One day I learned that my blood pressure was high while at a doctor's visit and they had to switch my prescription out of precaution. I came home and cried, no balled. High blood pressure was something that ran in my family, and a key contributor to my mother's early passing. Strange as it may sound, it was my biggest fear realized. I had spent my whole life believing I would break the generational curse just because I was me and I would learn from others' mistakes, do better, and be better.
But I did not take my whole health seriously. I allowed myself to become stressed. I allowed myself to put work first - to care about what my coworkers and employers thought of me. Because I was young and still impervious, or so I thought.
I was still in my twenties. And yet, after four months of hell at work, thinking that it would eventually get easier, I finally learned a harsh reality. It would never get easier because they had every intention of wringing as much production out of me as they could. And I had foolishly bought into the idea that I needed them to respect me and the best way to do that was to work hard and be available at all times. Yet, I still did not have their respect...in fact, I had just one more worry to add to my plate - my health.
I realized then that I would never give that much of myself again to a job unless that job was truly my passion. I realized that I needed to take time for myself. I needed to learn to say no to being available. I needed to learn to take regular breaks, not just a lunch break. I needed to step away from my computer, put my phone on silent, and unplug. I began to make small changes to the way I lived. I started to practice and truly see the worth of mindfulness and meditation. I paid more attention to any tension in my body. I became mindful of my thoughts. I did a lot of self reflection.
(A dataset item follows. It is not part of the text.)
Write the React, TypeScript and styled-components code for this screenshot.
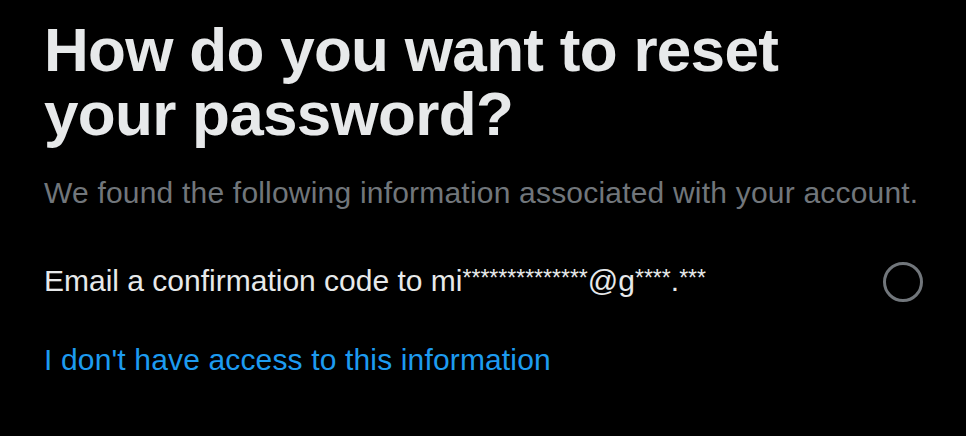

I had always been good about exercising, but I had made a bad habit of ignoring my mental and emotional health. But the truth is, mental health or lack thereof, contributes to our overall physical health. If we allow others to put us in a place of distress, we give them power over our health and wellness. Bleeding myself dry for a paycheck and a "good job" was no longer going to cut it.
Corporate America taught me something then. I would never again sacrifice my whole health for a "good report card." I would never allow the fear of ageism or racism to cause me to put my self-care on the back burner. How can I give my best if I am not even at my best? How, logically, could I even contribute and be an active participant in meetings if my mind, body, and soul were exhausted? The best lesson Corporate America taught me was to put myself first, take care of myself first, and love myself first.
Your job is replaceable (trust!) but your life is not.